Now I’ve changed. Only use about 20% of my capital, take profits when targets are hit, and never hold on to a trade out of greed. Stop-loss and take a break, no adding positions, no forcing trades, no reversing. Some traders can do dozens of trades a day, but I might only do one or two a week. Sounds slow? But this rhythm makes the account curve steadily upward, no longer as volatile as altcoins.
**Third trick: Follow the trend, don’t predict the turn**
Bottom fishing and top selling are only for gods. I follow the trend: go long in an uptrend, go short in a downtrend, don’t bet on turning points, just enjoy the middle, safe part.
A friend once mocked me: “You don’t even draw trendlines, what kind of technical trader are you?” My answer was straightforward: “As long as the account keeps growing, that’s enough.”

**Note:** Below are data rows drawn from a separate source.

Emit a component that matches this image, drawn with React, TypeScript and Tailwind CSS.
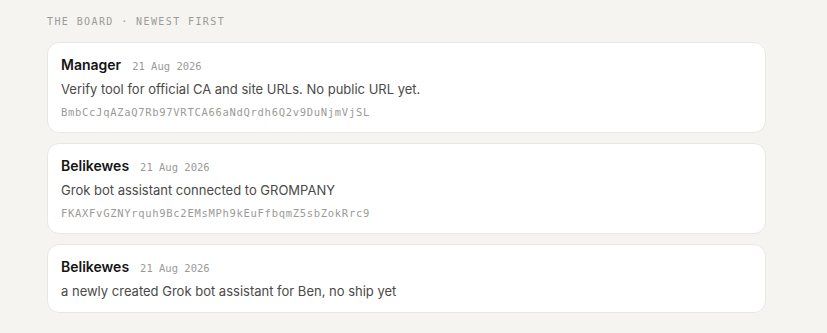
const posts = [
  {
    name: "Manager",
    date: "21 Aug 2026",
    text: "Verify tool for official CA and site URLs. No public URL yet.",
    hash: "BmbCcJqAZaQ7Rb97VRTCA66aNdQrdh6Q2v9DuNjmVjSL",
  },
  {
    name: "Belikewes",
    date: "21 Aug 2026",
    text: "Grok bot assistant connected to GROMPANY",
    hash: "FKAXFvGZNYrquh9Bc2EMsMPh9kEuFfbqmZ5sbZokRrc9",
  },
  {
    name: "Belikewes",
    date: "21 Aug 2026",
    text: "a newly created Grok bot assistant for Ben, no ship yet",
    hash: "",
  },
];

const mono = "font-['DejaVu_Sans_Mono','Liberation_Mono',monospace]";

export default function App() {
  return (
    <div className="min-h-[333px] bg-[#f5f4f0] font-['Inter','Noto_Sans',sans-serif]">
      <div className="ml-[47px] w-[719px] pt-[16px]">
        <div className={`${mono} text-[10px] leading-[12px] tracking-[1.4px] text-[#9b9a97] uppercase`}>
          The Board · Newest First
        </div>
        <div className="mt-[14px] flex flex-col gap-[10px]">
          {posts.map((p, i) => (
            <div
              key={i}
              className="rounded-[12px] border border-[#e9e7e2] bg-white px-[13px] pt-[12px] pb-[11px]"
            >
              <div className="flex items-baseline gap-[11px]">
                <span className="text-[14px] leading-[20px] font-semibold text-[#141414]">{p.name}</span>
                <span className={`${mono} text-[10.5px] text-[#9b9a97]`}>{p.date}</span>
              </div>
              <div className="mt-[4px] text-[13px] leading-[20px] text-[#4a4a48]">{p.text}</div>
              {p.hash && (
                <div className={`${mono} mt-[6px] mb-[2px] text-[10.5px] leading-[14px] tracking-[0.7px] text-[#9b9a97]`}>
                  {p.hash}
                </div>
              )}
            </div>
          ))}
        </div>
      </div>
    </div>
  );
}
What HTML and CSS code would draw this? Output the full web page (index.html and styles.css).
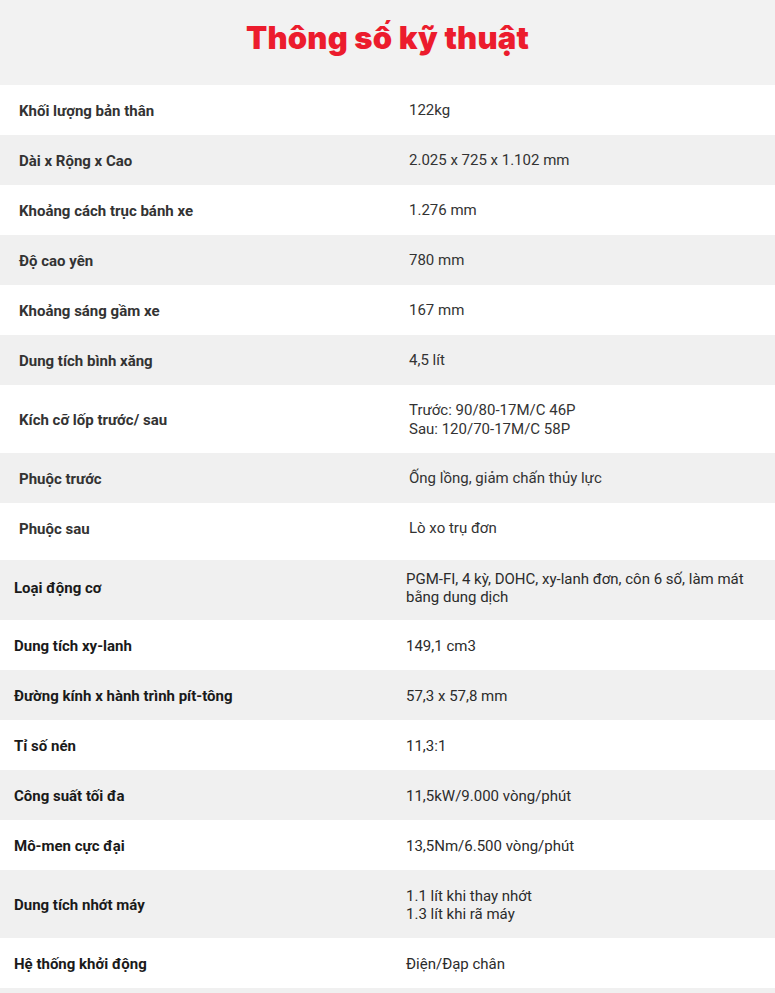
FILE: index.html
```html
<!DOCTYPE html>
<html lang="vi">
<head>
<meta charset="utf-8">
<title>Thông số kỹ thuật</title>
<link rel="stylesheet" href="styles.css">
</head>
<body>
<div class="page">
  <header class="head">
    <h1 class="title">Thông số kỹ thuật</h1>
  </header>

  <section class="specs specs-a">
    <div class="row"><div class="label">Khối lượng bản thân</div><div class="value">122kg</div></div>
    <div class="row alt"><div class="label">Dài x Rộng x Cao</div><div class="value">2.025 x 725 x 1.102 mm</div></div>
    <div class="row"><div class="label">Khoảng cách trục bánh xe</div><div class="value">1.276 mm</div></div>
    <div class="row alt"><div class="label">Độ cao yên</div><div class="value">780 mm</div></div>
    <div class="row"><div class="label">Khoảng sáng gầm xe</div><div class="value">167 mm</div></div>
    <div class="row alt"><div class="label">Dung tích bình xăng</div><div class="value">4,5 lít</div></div>
    <div class="row tall"><div class="label">Kích cỡ lốp trước/ sau</div><div class="value">Trước: 90/80-17M/C 46P<br>Sau: 120/70-17M/C 58P</div></div>
    <div class="row alt"><div class="label">Phuộc trước</div><div class="value">Ống lồng, giảm chấn thủy lực</div></div>
    <div class="row mid"><div class="label">Phuộc sau</div><div class="value">Lò xo trụ đơn</div></div>
  </section>

  <section class="specs specs-b">
    <div class="row alt wide"><div class="label">Loại động cơ</div><div class="value">PGM-FI, 4 kỳ, DOHC, xy-lanh đơn, côn 6 số, làm mát bằng dung dịch</div></div>
    <div class="row"><div class="label">Dung tích xy-lanh</div><div class="value">149,1 cm3</div></div>
    <div class="row alt"><div class="label">Đường kính x hành trình pít-tông</div><div class="value">57,3 x 57,8 mm</div></div>
    <div class="row"><div class="label">Tỉ số nén</div><div class="value">11,3:1</div></div>
    <div class="row alt"><div class="label">Công suất tối đa</div><div class="value">11,5kW/9.000 vòng/phút</div></div>
    <div class="row"><div class="label">Mô-men cực đại</div><div class="value">13,5Nm/6.500 vòng/phút</div></div>
    <div class="row alt tall"><div class="label">Dung tích nhớt máy</div><div class="value">1.1 lít khi thay nhớt<br>1.3 lít khi rã máy</div></div>
    <div class="row"><div class="label">Hệ thống khởi động</div><div class="value">Điện/Đạp chân</div></div>
  </section>
  <div class="foot"></div>
</div>
</body>
</html>
```

FILE: styles.css
```css
* { box-sizing: border-box; }
html, body { margin: 0; padding: 0; background: #ffffff; }
body { font-family: Roboto, "Noto Sans", "Liberation Sans", sans-serif; }

.page { width: 775px; }

.head {
  background: #f2f2f2;
  height: 85px;
  display: flex;
  align-items: center;
  justify-content: center;
}
.title {
  margin: 0;
  padding-bottom: 10px;
  font-family: Inter, "Noto Sans", sans-serif;
  font-weight: 900;
  font-size: 31px;
  letter-spacing: 0.2px;
  color: #ec1c2d;
}

.row {
  display: grid;
  align-items: center;
  height: 50px;
  padding-top: 1px;
  background: #ffffff;
  font-size: 15px;
  line-height: 18px;
}
.row.alt { background: #f0f0f0; }
.row.tall { height: 68px; }
.row.mid { height: 57px; padding-bottom: 7px; }
.row.wide { height: 60px; padding-bottom: 6px; }

.label { font-weight: 700; }
.value { font-weight: 400; padding-right: 14px; }

.specs-a .row { grid-template-columns: 409px 1fr; }
.specs-a .label { padding-left: 19px; color: #333333; }
.specs-a .value { color: #333333; line-height: 19px; }

.specs-b .row { grid-template-columns: 406px 1fr; }
.specs-b .label { padding-left: 14px; color: #1a1a1a; }
.specs-b .value { color: #2b2b2b; }

.foot { height: 6px; background: #f0f0f0; }
```
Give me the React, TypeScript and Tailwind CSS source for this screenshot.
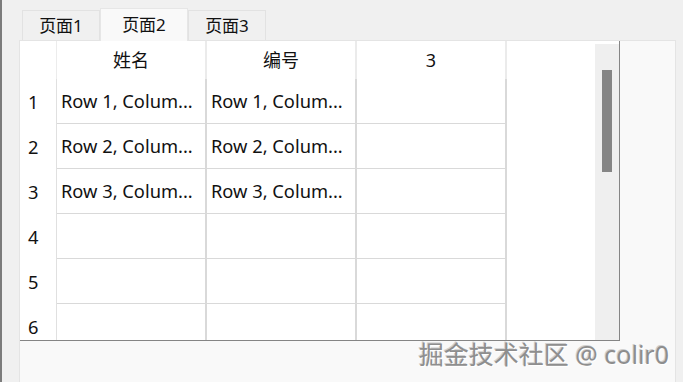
const FONT = "font-['Noto_Sans','Noto_Sans_CJK_SC',sans-serif]";

const columns = ["姓名", "编号", "3"];
const rows = [1, 2, 3, 4, 5, 6];

function cellText(row: number, col: number) {
  if (row > 3 || col > 1) return "";
  return `Row ${row}, Colum...`;
}

export default function App() {
  return (
    <div
      className={`relative w-[683px] h-[382px] overflow-hidden bg-[#f0f0f0] border-l-2 border-[#7c7c7c] text-[#111] ${FONT}`}
    >
      {/* tab bar */}
      <div className="flex items-end h-[40px] pl-[20px] text-[17px]">
        <div className="h-[30px] w-[78px] flex items-center justify-center bg-[#f0f0f0] border border-b-0 border-[#e2e2e2]">
          页面1
        </div>
        <div className="h-[33px] w-[88px] flex items-center justify-center bg-[#f9f9f9] border border-b-0 border-[#e6e6e6] -mb-px relative z-10">
          页面2
        </div>
        <div className="h-[30px] w-[78px] flex items-center justify-center bg-[#f0f0f0] border border-b-0 border-[#e2e2e2]">
          页面3
        </div>
      </div>

      {/* tab pane */}
      <div className="ml-[17px] w-[657px] h-[343px] bg-[#f9f9f9] border border-[#e4e4e4]">
        <div className="flex w-[600px] h-[300px] bg-white border-r border-b border-[#858585]">
          {/* table area */}
          <div className="flex-1 overflow-hidden">
            {/* header row */}
            <div className="flex h-[38px] text-[18px]">
              <div className="w-[37px] border-r border-[#ececec]" />
              {columns.map((c) => (
                <div
                  key={c}
                  className="w-[150px] flex items-center justify-center border-r-2 border-[#ebebeb]"
                >
                  {c}
                </div>
              ))}
            </div>
            {/* body rows */}
            {rows.map((r) => (
              <div key={r} className="flex h-[45px] text-[18.3px]">
                <div className="w-[37px] flex items-center pl-[8px] border-r border-[#e0e0e0]">
                  {r}
                </div>
                {columns.map((c, i) => (
                  <div
                    key={c}
                    className="w-[150px] flex items-center pl-[4px] border-r-2 border-b border-[#d9d9d9] whitespace-nowrap overflow-hidden"
                  >
                    {cellText(r, i)}
                  </div>
                ))}
              </div>
            ))}
          </div>

          {/* vertical scrollbar */}
          <div className="w-[24px] mt-[3px] bg-[#efefef] flex justify-center pt-[26px]">
            <div className="w-[10px] h-[102px] bg-[#858585]" />
          </div>
        </div>
      </div>

      {/* watermark */}
      <div className="absolute right-[14px] bottom-[15px] text-[25px] leading-none text-[#8e8e8e] [text-shadow:1px_1px_0_#ffffff,-1px_-1px_0_#d0d0d0]">
        掘金技术社区 @ colir0
      </div>
    </div>
  );
}
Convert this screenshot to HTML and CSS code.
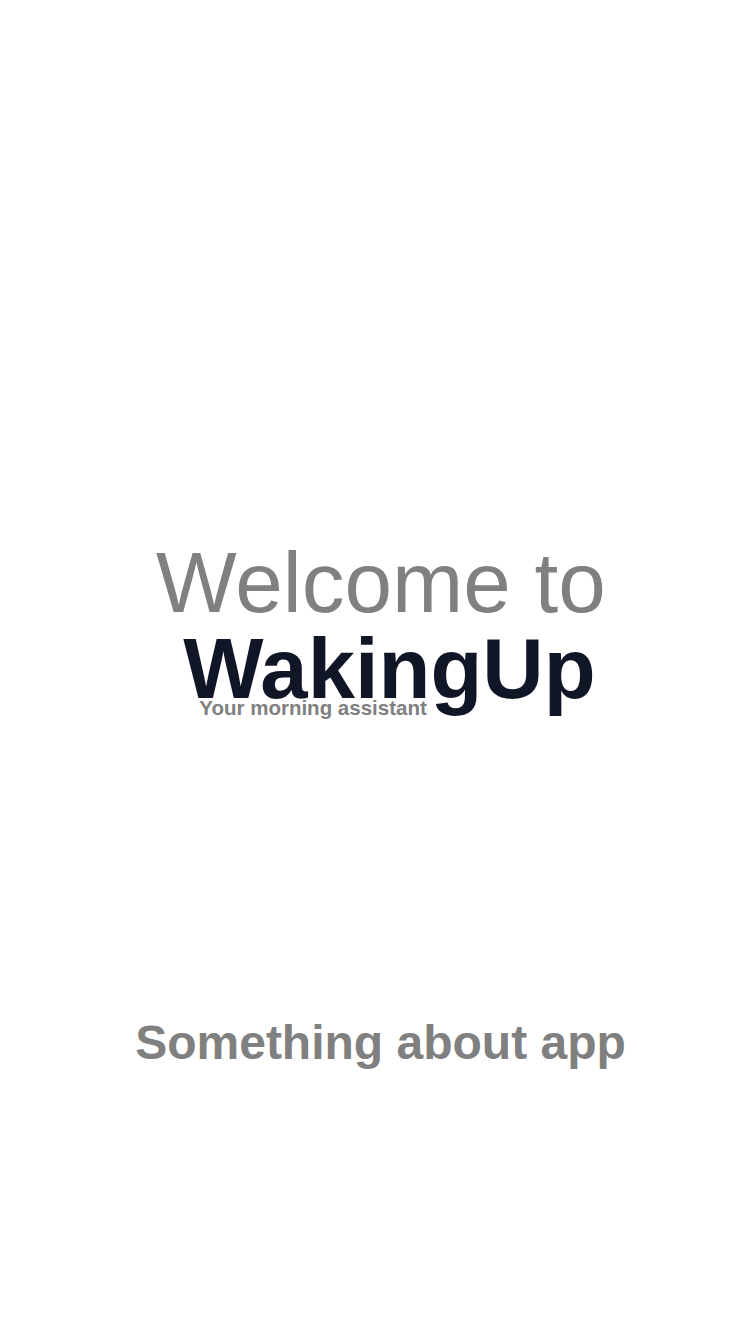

**The realization gained from losses**
Those hundreds of thousands of yuan in losses taught me one thing: the market never punishes the smart; it punishes those with poor execution. A trading logic that is simple can outperform 90% of traders if persisted with to the extreme.
The most common phenomenon in crypto markets is: everyone understands these principles, but few can stick to them. There are countless books on technical analysis, but the traders who actually make money often use the simplest methods. Mastering breakout trading, small position management, and trend-following is more effective than learning a hundred complex strategies.
Finally, I want to say: it’s not that your skills are not deep enough; often what’s missing is that execution — staying calm during false signals, sticking to principles after losses, controlling position sizes during big gains. These seemingly simple self-discipline habits are the secret to turning an account from 1700 to 210,000.